O samaritano precisou vencer vários preconceitos para demonstrar misericórdia: preconceito racial ( o ferido era judeu); preconceito estético(o ferido estava ensanguentado e sujo); preconceito moral ( não seria o homem um bandido de quem teriam se vingado?) ; preconceito social ( ele pertencia a aristocracia- tinha dinheiro – e o outro era um pobre de quem tinham roubado tudo). A não ser que vençamos nossos preconceitos dificilmente iremos praticar misericórdia com os necessitados.
Jesus é o supremo exemplo de superação dos preconceitos: tocou leprosos, cadáveres, curou cegos, libertou endemoninhados, conviveu com gente desonesta, prostitutas e foi cruficicado entre dois ladrões. Mas todo viram Deus em sua vida. Não está na hora de acabar com nossas desculpas para não praticarmos misericórdia?

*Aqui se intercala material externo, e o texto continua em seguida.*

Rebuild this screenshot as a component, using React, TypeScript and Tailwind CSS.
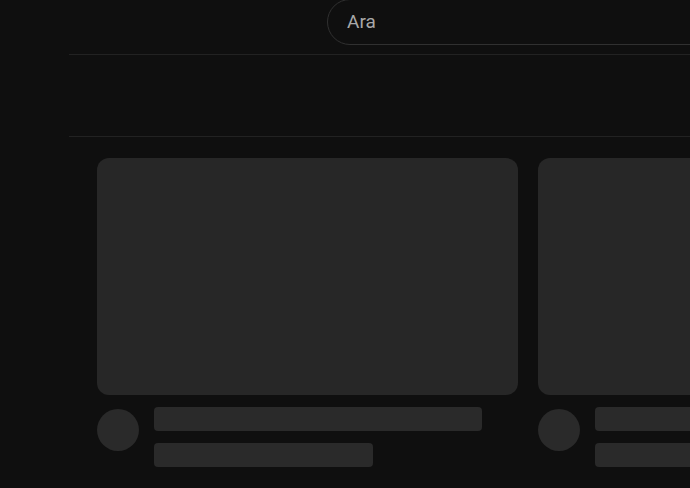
import React from 'react';

const VideoSkeleton: React.FC = () => (
  <div className="flex w-[421px] shrink-0 flex-col">
    <div className="h-[237px] w-full rounded-xl bg-[#272727]" />
    <div className="mt-3 flex gap-[15px]">
      <div className="mt-[2px] h-[42px] w-[42px] shrink-0 rounded-full bg-[#2a2a2a]" />
      <div className="flex flex-col gap-3">
        <div className="h-6 w-[328px] rounded bg-[#2a2a2a]" />
        <div className="h-6 w-[219px] rounded bg-[#2a2a2a]" />
      </div>
    </div>
  </div>
);

const App: React.FC = () => {
  return (
    <div className="flex h-[488px] w-[690px] overflow-hidden bg-[#0f0f0f] font-['Roboto',sans-serif]">
      {/* Sidebar */}
      <aside className="w-[69px] shrink-0" />

      <main className="flex min-w-0 flex-1 flex-col">
        {/* Header */}
        <header className="h-[55px] shrink-0 border-b border-[#222]">
          <div className="-mt-[1px] ml-[258px] flex h-[46px] w-[600px] items-center rounded-full border border-[#303030] pl-[19px]">
            <span className="text-[19px] text-[#a8a8a8]">Ara</span>
          </div>
        </header>

        {/* Chips row */}
        <div className="h-[82px] shrink-0 border-b border-[#222]" />

        {/* Video grid */}
        <div className="flex gap-5 pl-7 pt-[21px]">
          <VideoSkeleton />
          <VideoSkeleton />
        </div>
      </main>
    </div>
  );
};

export default App;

Terceiro, praticar misericórdia exige usarmos nossos próprios recursos a favor dos que sofrem. O samaritano coloca o homem ensanguentado em cima de seu cavalo e o leva até a hospedaria. Chegando lá paga com seu dinheiro tudo o quanto for necessário para a recuperação do homem que ele nem conhece. A noção do ‘proximo’ foi completamente destruída pelo capitalismo. Porque ele é visto como opositor, concorrente e inimigo.
O que temos só é nosso e de mais ninguém, muito menos de estranhos. Mas essa guinada cultural só aconteceu após a Revolução Industrial, porque antes a humanidade ainda tinha assentados os valores da solidariedade, da justiça social e da misericórdia. È preciso extinguir essa falsa idéia ‘cristã’ que Deus está interessado em nos abençoar e nos tornar em ‘cabeça e não cauda’. Nos deixar sempre por cima e não por baixo. Porque isso gera justamente a injustiça que Deus abomina.
Igrejas que pregam a prosperidade do crente e a sua felicidade econômica não estão apenas equivocadas; estão na contramão do cristianismo, opondo-se a Deus, por tornarem seus fiéis um bando de egoístas, mesquinhos e desumanos que não se importam com a dor do próximo e nada fazem para alivia-la. Tudo que nós temos não é nosso – é de Deus.
Ele apenas nos emprestou para que sirvamos a Ele, no ato de servir as pessoas. Seja dinheiro, casa, carro, bens, roupas, tempo e formação. Quem usa tudo apenas para si mesmo é infeliz e insatisfeito – está sempre exigindo mais. Quem usa o que tem para os outros faz muitos amigos e descobre a mais nobre verdade do cristianismo: “Há maior felicidade em dar do que em receber”. Atos 20.35.
Comece a exercer misericórdia com quem precisa e que está bem perto de você. Não feche os olhos, fingindo não ver. Não culpe o Governo e as Instituições pelas necessidades que você mesmo pode suprir. Abra seu coração e deixe o amor de Deus em Cristo estravazar por suas mãos, atitudes e palavras.